— start —

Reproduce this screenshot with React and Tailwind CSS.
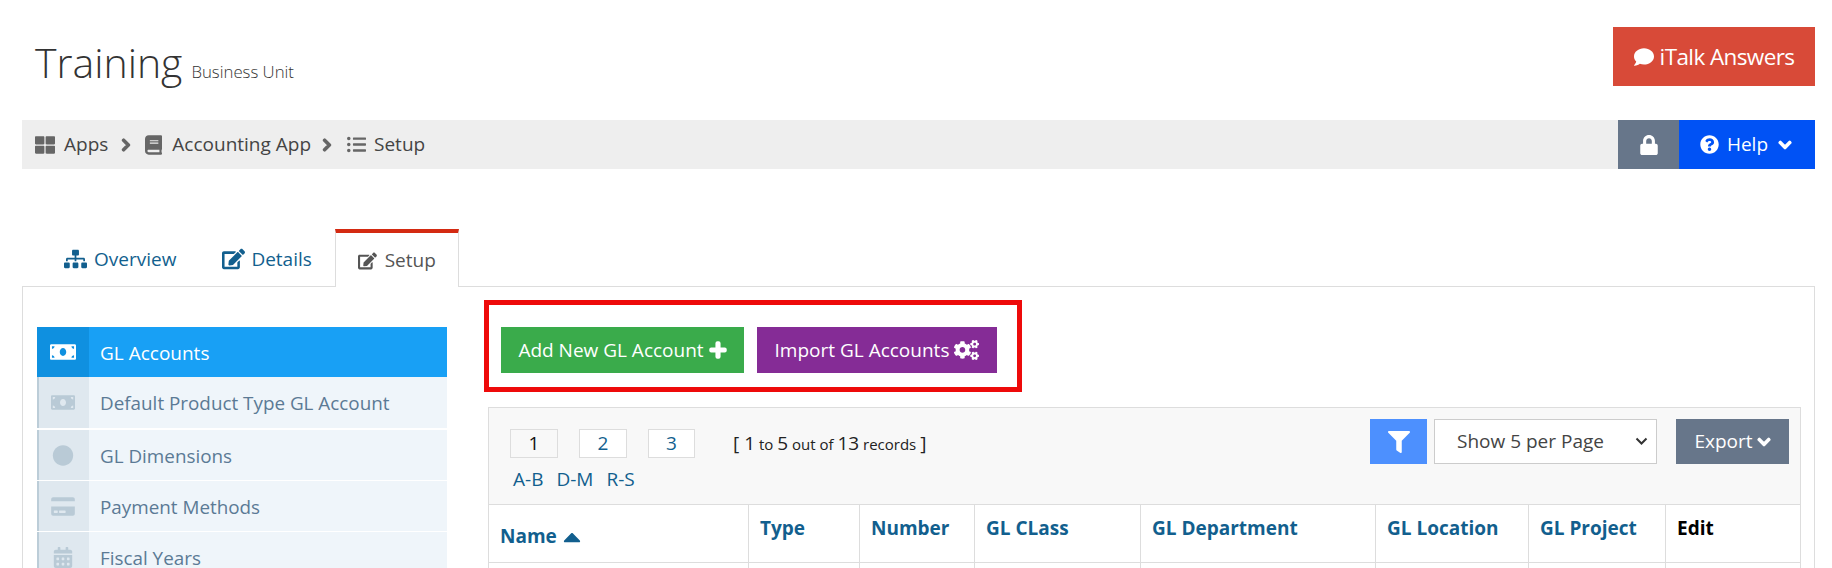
import React from "react";
import { FaThLarge, FaBook, FaListUl, FaChevronRight, FaChevronDown, FaLock, FaQuestionCircle, FaComment, FaSitemap, FaEdit, FaMoneyBill, FaCircle, FaCreditCard, FaCalendarAlt, FaPlus, FaCogs, FaFilter, FaCaretUp } from "react-icons/fa";

const side = [
  { label: "Default Product Type GL Account", Icon: FaMoneyBill, cls: "h-[51px] mb-[2px]" },
  { label: "GL Dimensions", Icon: FaCircle, cls: "h-[50px] mb-px" },
  { label: "Payment Methods", Icon: FaCreditCard, cls: "h-[50px] mb-px" },
  { label: "Fiscal Years", Icon: FaCalendarAlt, cls: "h-[50px] mb-px" },
];

const cols = [
  { label: "Name", w: "w-[260px]" },
  { label: "Type", w: "w-[111px]" },
  { label: "Number", w: "w-[115px]" },
  { label: "GL CLass", w: "w-[166px]" },
  { label: "GL Department", w: "w-[235px]" },
  { label: "GL Location", w: "w-[153px]" },
  { label: "GL Project", w: "w-[137px]" },
  { label: "Edit", w: "w-[135px]" },
];

const heavy = { stroke: "currentColor", strokeWidth: 50 };

export default function App() {
  return (
    <div className="h-[568px] overflow-hidden bg-white pl-[22px] pr-[17px] font-['Open_Sans',sans-serif] text-[#333]">
      <header className="flex h-[120px] justify-between pt-[27px]">
        <div className="flex items-baseline pl-[13px] pt-[5px]">
          <h1 className="text-[41px] font-light leading-[60px] text-[#333]">Training</h1>
          <span className="ml-[9px] text-[16.8px] font-light text-[#333]">Business Unit</span>
        </div>
        <button className="flex h-[59px] w-[202px] items-center justify-center gap-[6px] bg-[#d84a38] text-[22.5px] tracking-[-0.6px] text-white">
          <FaComment className="h-[20px] w-[20px]" />
          iTalk Answers
        </button>
      </header>

      <nav className="flex h-[49px] items-center justify-between bg-[#eeeeee] text-[19px]">
        <div className="flex items-center pl-[13px] text-[#444]">
          <FaThLarge className="h-[20px] w-[20px] text-[#666]" />
          <span className="ml-[9px]">Apps</span>
          <FaChevronRight {...heavy} className="ml-[11px] h-[14px] w-[14px] text-[#666]" />
          <FaBook className="ml-[12px] h-[20px] w-[17px] text-[#666]" />
          <span className="ml-[10px]">Accounting App</span>
          <FaChevronRight {...heavy} className="ml-[9px] h-[14px] w-[14px] text-[#666]" />
          <FaListUl className="ml-[13px] h-[19px] w-[19px] text-[#666]" />
          <span className="ml-[8px]">Setup</span>
        </div>
        <div className="flex h-full text-white">
          <div className="flex w-[61px] items-center justify-center bg-[#67768a]">
            <FaLock className="h-[20px] w-[20px]" />
          </div>
          <div className="flex w-[136px] items-center justify-center bg-[#0052f5] pr-[2px]">
            <FaQuestionCircle className="h-[19px] w-[19px]" />
            <span className="ml-[8px]">Help</span>
            <FaChevronDown {...heavy} className="ml-[10px] h-[14px] w-[14px]" />
          </div>
        </div>
      </nav>

      <div className="relative z-10 ml-[19px] mt-[60px] flex h-[57px] text-[19px]">
        <a className="flex items-center gap-[7px] px-[23px] pt-[3px] text-[#125f8e]">
          <FaSitemap className="h-[20px] w-[23px]" />Overview
        </a>
        <a className="flex items-center gap-[6px] px-[23px] pt-[3px] text-[#125f8e]">
          <FaEdit className="h-[22px] w-[23px]" />Details
        </a>
        <a className="flex h-[58px] w-[124px] items-center gap-[8px] border-x border-t-4 border-x-[#dddddd] border-t-[#d42a12] bg-white px-[22px] pt-[1px] text-[#555]">
          <FaEdit className="h-[22px] w-[23px]" />Setup
        </a>
      </div>

      <section className="flex h-[300px] gap-[41px] border border-[#dddddd] pl-[14px] pr-[13px] pt-[13px]">
        <aside className="mt-[27px] w-[410px] shrink-0 text-[18.85px]">
          <div className="flex h-[50px] items-center bg-[#18a0f5] text-[19px] text-white">
            <span className="flex h-full w-[52px] items-center justify-center bg-[#0f90e0]">
              <FaMoneyBill className="h-[26px] w-[26px]" />
            </span>
            <span className="ml-[11px] pt-[2px]">GL Accounts</span>
          </div>
          {side.map(({ label, Icon, cls }) => (
            <div key={label} className={`flex items-center bg-[#eff5fa] text-[#5b7a95] ${cls}`}>
              <span className="flex h-full w-[52px] items-center justify-center border-l-2 border-[#bccdd8] bg-[#dfe8ef] pr-[2px] text-[#b9cad6]">
                <Icon className="h-[21px] w-[24px]" />
              </span>
              <span className="ml-[11px] pt-[2px]">{label}</span>
            </div>
          ))}
        </aside>

        <main className="min-w-0 flex-1">
          <div className="-ml-1 mb-[15px] flex h-[92px] w-[538px] items-start gap-[13px] border-[5px] border-[#ee0a0a] pl-[12px] pt-[22px] text-[19px] text-white">
            <button className="flex h-[46px] w-[243px] items-center justify-center gap-[5px] bg-[#3aab4b]">
              Add New GL Account <FaPlus {...heavy} className="h-[18px] w-[18px]" />
            </button>
            <button className="flex h-[46px] w-[240px] items-center justify-center gap-[5px] bg-[#852c96]">
              Import GL Accounts <FaCogs className="h-[20px] w-[25px]" />
            </button>
          </div>

          <div className="flex h-[98px] w-[1313px] justify-between border border-[#dddddd] bg-[#f8f8f8] pl-[21px] pr-[11px] pt-[11px]">
            <div>
              <div className="mt-[10px] flex items-center gap-[21px]">
                <span className="flex h-[29px] w-[48px] items-center justify-center border border-[#dddddd] bg-[#f8f8f8] text-[19px] text-[#111]">1</span>
                <span className="flex h-[29px] w-[48px] items-center justify-center border border-[#dddddd] bg-white text-[19px] text-[#125f8e]">2</span>
                <span className="flex h-[29px] w-[47px] items-center justify-center border border-[#dddddd] bg-white text-[19px] text-[#125f8e]">3</span>
                <span className="ml-[17px] text-[15px] text-[#222]">
                  <span className="text-[19px]">[ 1</span> to <span className="text-[19px]">5</span> out of <span className="text-[19px]">13</span> records <span className="text-[19px]">]</span>
                </span>
              </div>
              <div className="mt-[7px] flex gap-[13px] pl-[3px] text-[19px] text-[#125f8e]">
                <span>A-B</span><span>D-M</span><span>R-S</span>
              </div>
            </div>
            <div className="flex items-start">
              <button className="flex h-[45px] w-[57px] items-center justify-center bg-[#4d90fe] text-white">
                <FaFilter className="h-[22px] w-[22px]" />
              </button>
              <div className="relative ml-[7px] h-[45px] w-[223px]">
                <select className="h-full w-full appearance-none border border-[#cccccc] bg-white pl-[22px] pr-[30px] text-[19px] text-[#444]">
                  <option>Show 5 per Page</option>
                </select>
                <svg className="pointer-events-none absolute right-[9px] top-[18px] h-[9px] w-[13px] text-[#333]" viewBox="0 0 13 9" fill="none" stroke="currentColor" strokeWidth="2">
                  <path d="M1.5 1.5 L6.5 6.5 L11.5 1.5" />
                </svg>
              </div>
              <button className="ml-[19px] flex h-[45px] w-[113px] items-center justify-center gap-[4px] bg-[#67768a] text-[19px] text-white">
                Export <FaChevronDown {...heavy} className="h-[14px] w-[14px]" />
              </button>
            </div>
          </div>

          <table className="w-[1313px] table-fixed border-collapse text-[19px] font-bold text-[#125f8e]">
            <thead>
              <tr className="h-[57px]">
                {cols.map((c, i) => (
                  <th key={c.label} className={`${c.w} border border-t-0 border-[#dddddd] pl-[11px] text-left font-bold ${i === 0 ? "align-bottom pb-[11px]" : "align-top pt-[9px]"} ${c.label === "Edit" ? "text-black" : ""}`}>
                    {c.label}
                    {i === 0 && <FaCaretUp className="ml-[3px] inline h-[28px] w-[24px] align-[-8px]" />}
                  </th>
                ))}
              </tr>
            </thead>
            <tbody>
              <tr className="h-[50px]">
                {cols.map((c) => <td key={c.label} className="border border-[#dddddd]"></td>)}
              </tr>
            </tbody>
          </table>
        </main>
      </section>
    </div>
  );
}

— end —

**DIRECTIONS FOR THIS TASK:** Take the lines from the start of the material to the line with "FaCogs, FaFilter, FaCaretUp", both included, and transcribe them exactly without the pictures.

**SOLVED PROBLEM:**
Reproduce this screenshot with React and Tailwind CSS.
import React from "react";
import { FaThLarge, FaBook, FaListUl, FaChevronRight, FaChevronDown, FaLock, FaQuestionCircle, FaComment, FaSitemap, FaEdit, FaMoneyBill, FaCircle, FaCreditCard, FaCalendarAlt, FaPlus, FaCogs, FaFilter, FaCaretUp } from "react-icons/fa";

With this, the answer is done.